Okuku is a principal town of Odo-Otin district in Osun state, a small Yoruba town straggling briefly along the main road from Osogbo to Ofa, close to the semi Savannah end of the northernmost parts of Southwest Nigeria. Men being predominantly farmers, enliven the town towards the end of each year, after cocoa harvest, changing it from the town of old men, and traditionalists which it, for most part of the year seem like. A major campus of Osun State University is sited in this sleepy town.

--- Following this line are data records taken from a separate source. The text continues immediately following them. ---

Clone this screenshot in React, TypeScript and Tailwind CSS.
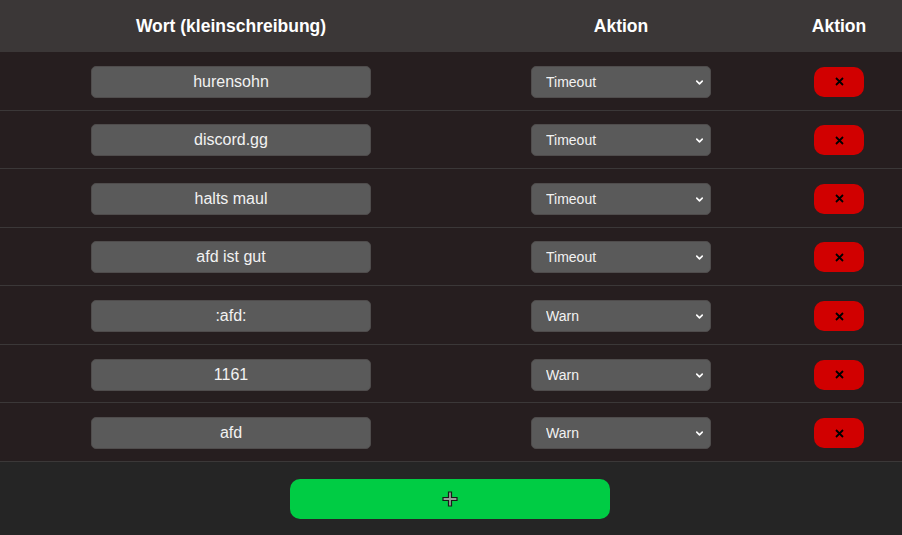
import { ChevronDown } from "lucide-react";

const rows = [
  { word: "hurensohn", action: "Timeout" },
  { word: "discord.gg", action: "Timeout" },
  { word: "halts maul", action: "Timeout" },
  { word: "afd ist gut", action: "Timeout" },
  { word: ":afd:", action: "Warn" },
  { word: "1161", action: "Warn" },
  { word: "afd", action: "Warn" },
];

function Row({ word, action }: { word: string; action: string }) {
  return (
    <div className="grid grid-cols-[462px_318px_118px_1fr] items-center h-[58.57px] pt-[2px] border-b border-[#3b3838] bg-[#261e1f]">
      <div className="flex justify-center">
        <input
          defaultValue={word}
          className="w-[280px] h-8 rounded-[5px] border border-[#4f4c4c] bg-[#5a5a5a] text-center text-base text-[#f2f2f2] outline-none"
        />
      </div>
      <div className="flex justify-center">
        <div className="relative w-[180px] h-8">
          <select
            defaultValue={action}
            className="appearance-none w-full h-full rounded-[5px] border border-[#4f4c4c] bg-[#5a5a5a] pl-[14px] text-sm text-[#f2f2f2] outline-none"
          >
            <option>Timeout</option>
            <option>Warn</option>
            <option>Kick</option>
            <option>Ban</option>
          </select>
          <ChevronDown
            className="absolute right-[6px] top-[11px] w-[11px] h-[11px] text-white pointer-events-none"
            strokeWidth={3.5}
          />
        </div>
      </div>
      <div className="flex justify-center">
        <button className="w-[50px] h-[30px] rounded-[10px] bg-[#d10000] flex items-center justify-center">
          <svg width="9" height="9" viewBox="0 0 9 9">
            <path d="M1 1 L8 8 M8 1 L1 8" stroke="#000" strokeWidth="1.8" />
          </svg>
        </button>
      </div>
      <div />
    </div>
  );
}

export default function App() {
  return (
    <div className="w-[902px] h-[535px] bg-[#252525] font-['Liberation_Sans',Arial,sans-serif]">
      <div className="grid grid-cols-[462px_318px_118px_1fr] items-center h-[52px] bg-[#3b3737] text-white font-bold text-[17.5px]">
        <div className="text-center">Wort (kleinschreibung)</div>
        <div className="text-center">Aktion</div>
        <div className="text-center">Aktion</div>
        <div />
      </div>
      {rows.map((r) => (
        <Row key={r.word} word={r.word} action={r.action} />
      ))}
      <div className="w-[900px] flex justify-center pt-[17px]">
        <button className="w-[320px] h-10 rounded-[10px] bg-[#00cc44] flex items-center justify-center">
          <svg width="16" height="16" viewBox="0 0 16 16">
            <path
              d="M6.5 1 H9.5 V6.5 H15 V9.5 H9.5 V15 H6.5 V9.5 H1 V6.5 H6.5 Z"
              fill="#9a9a9a"
              stroke="#1a1a1a"
              strokeWidth="1.2"
            />
          </svg>
        </button>
      </div>
    </div>
  );
}
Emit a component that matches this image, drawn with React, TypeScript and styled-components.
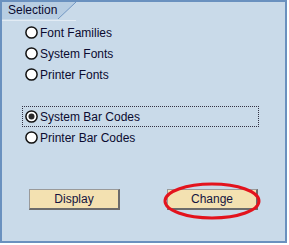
import styled, { createGlobalStyle } from "styled-components";

const GlobalStyle = createGlobalStyle`
  html, body {
    margin: 0;
    padding: 0;
    background: #ffffff;
  }
  body {
    font-family: "Liberation Sans", Arial, sans-serif;
  }
`;

const options = [
  { label: "Font Families", checked: false, focused: false },
  { label: "System Fonts", checked: false, focused: false },
  { label: "Printer Fonts", checked: false, focused: false },
];

const barCodeOptions = [
  { label: "System Bar Codes", checked: true, focused: true },
  { label: "Printer Bar Codes", checked: false, focused: false },
];

const RadioMark = ({ checked }: { checked: boolean }) => (
  <svg width="13" height="13" viewBox="0 0 13 13">
    <circle cx="6.5" cy="6.5" r="5.6" fill="#ffffff" stroke="#111111" strokeWidth="1.5" />
    {checked && <circle cx="6.5" cy="6.5" r="3" fill="#2a2a2a" />}
  </svg>
);

const App = () => {
  return (
    <>
      <GlobalStyle />
      <Panel>
        <TabRow>
          <Tab>Selection</Tab>
          <TabSlant>
            <svg width="18" height="17" viewBox="0 0 18 17">
              <polygon points="0,0 18,0 0,17" fill="#b7cde2" />
              <line x1="18" y1="0" x2="0" y2="17" stroke="#7196c2" strokeWidth="1" />
            </svg>
          </TabSlant>
        </TabRow>

        <OptionGroup>
          {options.map((o) => (
            <OptionRow key={o.label} $focused={o.focused}>
              <RadioMark checked={o.checked} />
              <Label>{o.label}</Label>
            </OptionRow>
          ))}
        </OptionGroup>

        <OptionGroup $gap>
          {barCodeOptions.map((o) => (
            <OptionRow key={o.label} $focused={o.focused}>
              <RadioMark checked={o.checked} />
              <Label>{o.label}</Label>
            </OptionRow>
          ))}
        </OptionGroup>

        <ButtonBar>
          <Button>Display</Button>
          <Highlight>
            <Button>Change</Button>
            <Ring width="98" height="38" viewBox="0 0 98 38">
              <ellipse cx="49" cy="19" rx="47" ry="17" fill="none" stroke="#e3131d" strokeWidth="3" />
            </Ring>
          </Highlight>
        </ButtonBar>
      </Panel>
    </>
  );
};

export default App;

const Panel = styled.div`
  box-sizing: border-box;
  width: 287px;
  height: 243px;
  background: #c9dae9;
  border: 2px solid #6a91bf;
  border-top-width: 2px;
  display: flex;
  flex-direction: column;
`;

const TabRow = styled.div`
  display: flex;
  height: 18px;
  border-bottom: 1px solid #e2ebf4;
  width: 74px;
`;

const Tab = styled.div`
  width: 50px;
  height: 17px;
  padding-left: 6px;
  background: #b7cde2;
  font-size: 12px;
  line-height: 17px;
  color: #0b0b30;
`;

const TabSlant = styled.div`
  width: 18px;
  height: 17px;
  svg {
    display: block;
  }
`;

const OptionGroup = styled.div<{ $gap?: boolean }>`
  display: flex;
  flex-direction: column;
  padding-left: 20px;
  margin-top: ${(p) => (p.$gap ? "21px" : "1px")};
`;

const OptionRow = styled.div<{ $focused: boolean }>`
  box-sizing: border-box;
  width: 237px;
  height: 21px;
  display: flex;
  align-items: center;
  gap: 2px;
  padding-left: 2px;
  border: 1px dotted ${(p) => (p.$focused ? "#333344" : "transparent")};
  svg {
    display: block;
    flex: none;
  }
`;

const Label = styled.span`
  font-size: 12px;
  color: #0b0b30;
  line-height: 14px;
`;

const ButtonBar = styled.div`
  display: flex;
  align-items: flex-start;
  gap: 47px;
  padding-left: 27px;
  margin-top: 41px;
`;

const Highlight = styled.div`
  position: relative;
`;

const Ring = styled.svg`
  position: absolute;
  left: -4px;
  top: -7px;
  pointer-events: none;
`;

const Button = styled.div`
  box-sizing: border-box;
  width: 91px;
  height: 21px;
  background: #f3e1b1;
  border: 1px solid #9a9a9a;
  border-right: 2px solid #6b6b6b;
  border-bottom: 2px solid #6b6b6b;
  display: flex;
  align-items: center;
  justify-content: center;
  font-size: 12px;
  color: #141440;
`;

Okuku was formed as a resettled town by survivors of the Ijesha Arara war in 1760 in which the former town, Akokin which was itself originated from Ile Ife was destroyed. Early in the 19th Century, when the Fulani began raiding southwards, all the towns formed around Okuku submitted to them, but in 1878 when Ibadan army inflicted a severe defeat on the Fulani in the Jalumi War, they all came under Ibadan protection. Trouble with the bigger Ilorin town forced people to take refuge together with the friendly Ibadan army at Ikirun until the peace charter by the British Governor, Carter, in 1893. A further attack by the Ilorin infantry led to the direct involvement of the Niger Company troops. Okuku was included as a part of the Ibadan province in the 1901 and 1904 agreements in which the province was subsumed in the limits of the protectorate of Lagos. By 1935, a railway station had been opened at Inisa, a satellite town, complementing the earlier established Okuku station used in transporting produce for export.
The most north easterly portion of the old Ibadan division has been known district and the head of the town, Olokuku was regarded as district head until the revision of the Native Authorities in 1934. This area, covering 75 square miles and having a population of 12,628 in the year, have 12 villages.